Los Angeles hired consultants to ‘re-imagine’ its school system. Read their confidential recommendations.

Consultants hired by the country’s second-largest school district recommended a dramatic restructuring of Los Angeles Unified, documents show.

The 300-plus pages of memos, presentations, and plan drafts offer a revealing look at options district leaders were weighing in 2018 before the district was consumed by a weeklong teachers strike. Created by the consulting firm Kitamba, the documents lay out an aggressive timeline for assigning schools to 32 support networks, giving principals more power, and cutting the central office by fall 2019.

The January strike appears to have derailed the plans. A spokesperson for Los Angeles Unified declined to comment.

After this story was published, the Los Angeles Times published an interview with Los Angeles Unified Superintendent Austin Beutner, who said a substantial restructuring is no longer planned.

“We went through an exhaustive exercise. We listened to suggestions and ideas and we dismissed many of them that might have been tried elsewhere in the country,” he told the Times.

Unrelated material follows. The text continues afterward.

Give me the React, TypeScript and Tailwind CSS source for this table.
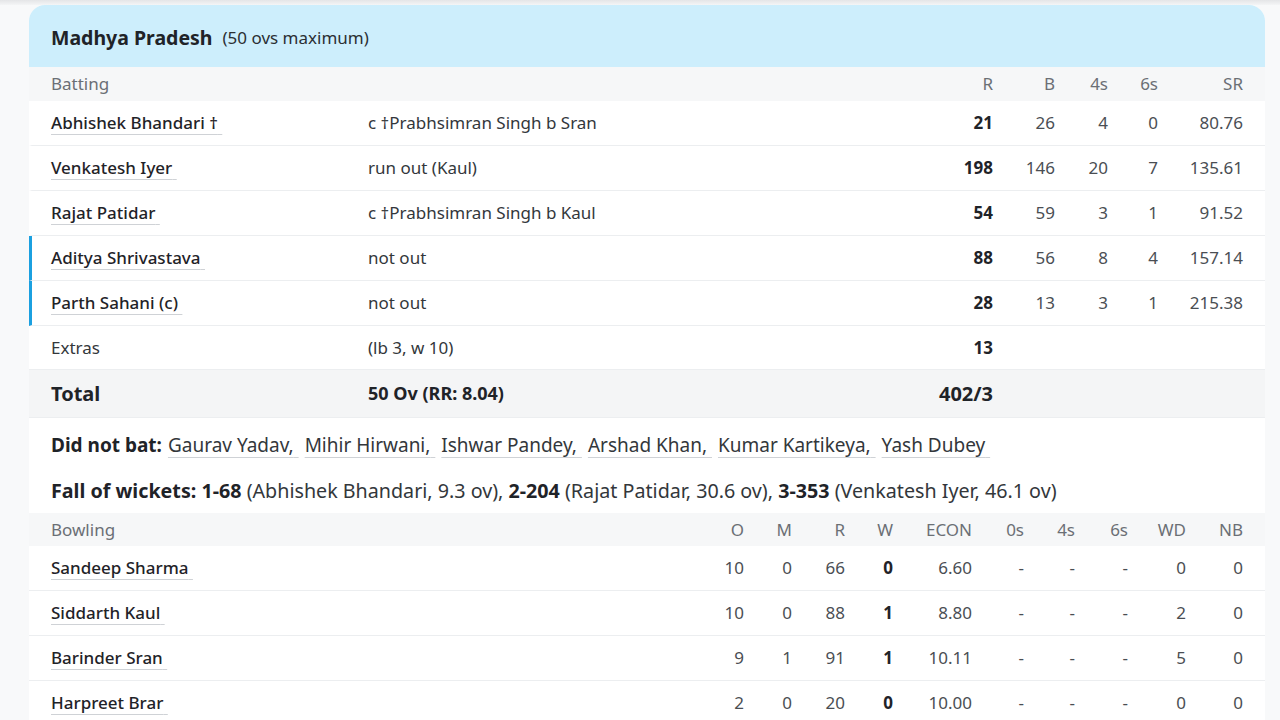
import React from 'react'

const batting = [
  { name: 'Abhishek Bhandari †', out: 'c †Prabhsimran Singh b Sran', r: '21', b: '26', f: '4', s: '0', sr: '80.76', live: false },
  { name: 'Venkatesh Iyer', out: 'run out (Kaul)', r: '198', b: '146', f: '20', s: '7', sr: '135.61', live: false },
  { name: 'Rajat Patidar', out: 'c †Prabhsimran Singh b Kaul', r: '54', b: '59', f: '3', s: '1', sr: '91.52', live: false },
  { name: 'Aditya Shrivastava', out: 'not out', r: '88', b: '56', f: '8', s: '4', sr: '157.14', live: true },
  { name: 'Parth Sahani (c)', out: 'not out', r: '28', b: '13', f: '3', s: '1', sr: '215.38', live: true },
]

const bowling = [
  { name: 'Sandeep Sharma', o: '10', m: '0', r: '66', w: '0', econ: '6.60', wd: '0', nb: '0' },
  { name: 'Siddarth Kaul', o: '10', m: '0', r: '88', w: '1', econ: '8.80', wd: '2', nb: '0' },
  { name: 'Barinder Sran', o: '9', m: '1', r: '91', w: '1', econ: '10.11', wd: '5', nb: '0' },
  { name: 'Harpreet Brar', o: '2', m: '0', r: '20', w: '0', econ: '10.00', wd: '0', nb: '0' },
]

const dnb = ['Gaurav Yadav,', 'Mihir Hirwani,', 'Ishwar Pandey,', 'Arshad Khan,', 'Kumar Kartikeya,', 'Yash Dubey']

function Name({ children }: { children: React.ReactNode }) {
  return (
    <span className="underline decoration-[#cfd2d6] decoration-1 underline-offset-[5px]">{children}&nbsp;</span>
  )
}

export default function App() {
  return (
    <div
      className="w-[1280px] h-[720px] overflow-hidden bg-[#f8f9fa] text-[17px] text-[#1f2328]"
      style={{ fontFamily: '"Noto Sans", "Open Sans", sans-serif' }}
    >
      <div className="h-[5px] bg-gradient-to-b from-[#e4e5e7] to-[#f4f5f6]" />
      <div className="ml-[29px] w-[1236px] bg-white rounded-t-[16px] overflow-hidden">
        {/* Header */}
        <div className="h-[62px] bg-[#cdeefc] flex items-center pt-[3px] pl-[22px] gap-2.5">
          <span className="text-[19.5px] font-bold text-[#1f2328]">Madhya Pradesh</span>
          <span className="text-[17px] text-[#2b2f33]">(50 ovs maximum)</span>
        </div>

        {/* Batting head */}
        <div className="h-[34px] bg-[#f6f7f8] flex items-center text-[#6b6f75] text-[17px]">
          <div className="w-[339px] pl-[22px]">Batting</div>
          <div className="flex-1" />
          <div className="w-[60px] text-right">R</div>
          <div className="w-[62px] text-right">B</div>
          <div className="w-[53px] text-right">4s</div>
          <div className="w-[50px] text-right">6s</div>
          <div className="w-[85px] text-right">SR</div>
          <div className="w-[22px]" />
        </div>

        {batting.map((p) => (
          <div
            key={p.name}
            className={`h-[45px] flex items-center border-b border-[#eceef0] ${p.live ? 'border-l-[3px] border-l-[#1ba0e0]' : 'border-l-[3px] border-l-white'}`}
          >
            <div className="w-[336px] pl-[19px] font-medium"><Name>{p.name}</Name></div>
            <div className="flex-1 text-[#33373b]">{p.out}</div>
            <div className="w-[60px] text-right font-bold">{p.r}</div>
            <div className="w-[62px] text-right text-[#4a4e53]">{p.b}</div>
            <div className="w-[53px] text-right text-[#4a4e53]">{p.f}</div>
            <div className="w-[50px] text-right text-[#4a4e53]">{p.s}</div>
            <div className="w-[85px] text-right text-[#4a4e53]">{p.sr}</div>
            <div className="w-[22px]" />
          </div>
        ))}

        <div className="h-[44px] flex items-center border-b border-[#eceef0]">
          <div className="w-[339px] pl-[22px] text-[#33373b]">Extras</div>
          <div className="flex-1 text-[#33373b]">(lb 3, w 10)</div>
          <div className="w-[60px] text-right font-bold">13</div>
          <div className="w-[272px]" />
        </div>

        <div className="h-[48px] bg-[#f4f5f6] flex items-center border-b border-[#eceef0]">
          <div className="w-[339px] pl-[22px] font-bold text-[20px]">Total</div>
          <div className="flex-1 font-bold text-[18px]">50 Ov (RR: 8.04)</div>
          <div className="w-[100px] text-right font-bold text-[20px]">402/3</div>
          <div className="w-[272px]" />
        </div>

        <div className="h-[53px] flex items-center pt-[2px] pl-[22px] text-[19px]">
          <span className="font-bold mr-1.5">Did not bat:</span>
          <span className="flex gap-1.5 text-[#33373b]">
            {dnb.map((n) => (
              <Name key={n}>{n}</Name>
            ))}
          </span>
        </div>

        <div className="h-[42px] flex items-start pt-[5px] pl-[22px] text-[19.7px] text-[#33373b]">
          <span>
            <b className="text-[#1f2328]">Fall of wickets: 1-68</b> (Abhishek Bhandari, 9.3 ov), <b className="text-[#1f2328]">2-204</b> (Rajat Patidar, 30.6 ov), <b className="text-[#1f2328]">3-353</b> (Venkatesh Iyer, 46.1 ov)
          </span>
        </div>

        {/* Bowling head */}
        <div className="h-[33px] bg-[#f6f7f8] flex items-center text-[#6b6f75] text-[17px]">
          <div className="flex-1 pl-[22px]">Bowling</div>
          <div className="w-[50px] text-right">O</div>
          <div className="w-[48px] text-right">M</div>
          <div className="w-[53px] text-right">R</div>
          <div className="w-[48px] text-right">W</div>
          <div className="w-[79px] text-right">ECON</div>
          <div className="w-[52px] text-right">0s</div>
          <div className="w-[51px] text-right">4s</div>
          <div className="w-[53px] text-right">6s</div>
          <div className="w-[58px] text-right">WD</div>
          <div className="w-[57px] text-right">NB</div>
          <div className="w-[22px]" />
        </div>

        {bowling.map((b) => (
          <div key={b.name} className="h-[45px] flex items-center border-b border-[#eceef0] text-[#4a4e53]">
            <div className="flex-1 pl-[22px] font-medium text-[#1f2328]"><Name>{b.name}</Name></div>
            <div className="w-[50px] text-right">{b.o}</div>
            <div className="w-[48px] text-right">{b.m}</div>
            <div className="w-[53px] text-right">{b.r}</div>
            <div className="w-[48px] text-right font-bold text-[#1f2328]">{b.w}</div>
            <div className="w-[79px] text-right">{b.econ}</div>
            <div className="w-[52px] text-right">-</div>
            <div className="w-[51px] text-right">-</div>
            <div className="w-[53px] text-right">-</div>
            <div className="w-[58px] text-right">{b.wd}</div>
            <div className="w-[57px] text-right">{b.nb}</div>
            <div className="w-[22px]" />
          </div>
        ))}
      </div>
    </div>
  )
}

The Times has previously reported aspects of the ideas being proposed, many of which were confirmed by the documents obtained by Chalkbeat through a public records request. In November, Beutner said a strategic plan would be made public within weeks. Still, the documents offer more detail about what was being considered by Beutner in the fall — and the key decisions leaders faced about how a new system should work.

The documents recommend that schools be given more control in exchange for stricter accountability for results. Principals would see “great flexibility … in all areas including budget and talent,” and a summary dated December 2018 suggests the district create a “school performance framework” to add accountability and make school performance more transparent to families.

The network structure would provide better, more targeted support for schools and principals, argued the consultants, who drew on policies in other districts, especially New York City under former mayor Michael Bloomberg. (Networks there were mostly disbanded in 2015.)

The central office would be scaled back and would refocus on “setting system-wide expectations, creating economies of scale, and legal compliance.” One slide suggests minimum cuts of $72 million or 431 full-time non-school-based staff, with savings used to create networks and give more money to schools.

One part of a presentation offers two options, presumably for district leaders. Should L.A. adopt Denver’s approach to school autonomy, where all schools have the ability to opt out of the district’s choices for things like curriculum and training, or Dallas’s approach, where high-performing schools earn it?

Another slide describes different districts’ approaches to turning around struggling schools, including offering intensive support, citing Newark; closing schools, citing Chicago and New York City; and having charter operators take schools over, citing Indianapolis and Camden, New Jersey. The consultants don’t appear to have endorsed one approach over another.

A separate summary says Los Angeles Unified would create two or three networks of “persistently underserved” schools reporting directly to the central office.

Some items included in that summary are vague, like “encourage innovative approaches to personalized learning.” Others are more concrete, like launching a principal’s academy and creating a one-stop hotline for parents and principals.

The documents state a goal of having “a drumbeat of positive press” around the initiative. Beutner has pitched the initiatives to community members as a strategy for “reimagining L.A. Unified,” language regularly used in the documents. The documents also include takeaways from focus groups with teachers and school leaders.

In some ways — including the emphasis on autonomy and accountability — the documents indicate support for key tenets of the portfolio model of school reform.

But the documents barely mention charter schools, which educate about one in five Los Angeles public school students. Portfolio districts often expand charter schools or use them to turn around struggling district schools. That’s not clearly recommended in these documents. (One bullet point does suggest “streamlining and expanding access to options in our enrollment system.”)

During the January strike, United Teachers of Los Angeles criticized what it described as the district’s portfolio plan and its partnership with Kitamba. (A spokesperson at the time said Los Angeles Unified is not pursuing a portfolio approach.) Kitamba won a $765,000 contract for its work, paid by a slate of outside donors, including the Eli and Edythe Broad Foundation.

Details of Kitamba’s contract and scope of work were reported in February by the Los Angeles Times after school board member Scott Schmerelson criticized Beutner for not disclosing contracts with consultants, including Kitamba, or the work they had done for the district.

The district also hired former Newark schools chief Cami Anderson, now the CEO of a consulting firm, to develop plans focused on equity and special education, and the accounting firm Ernst and Young to improve the district’s efficiency. The documents indicate Ernst and Young was examining the district’s spending on facilities maintenance, food services, transportation, and worker’s compensation.

The Los Angeles Unified school board has been focused recently on staving off a fiscal crisis, making the case for a tax increase to fund schools. Meanwhile, two candidates are set to face off next month for an open seat on the seven-member school board.

This story has been updated to include details from a Los Angeles Times interview with Austin Beutner.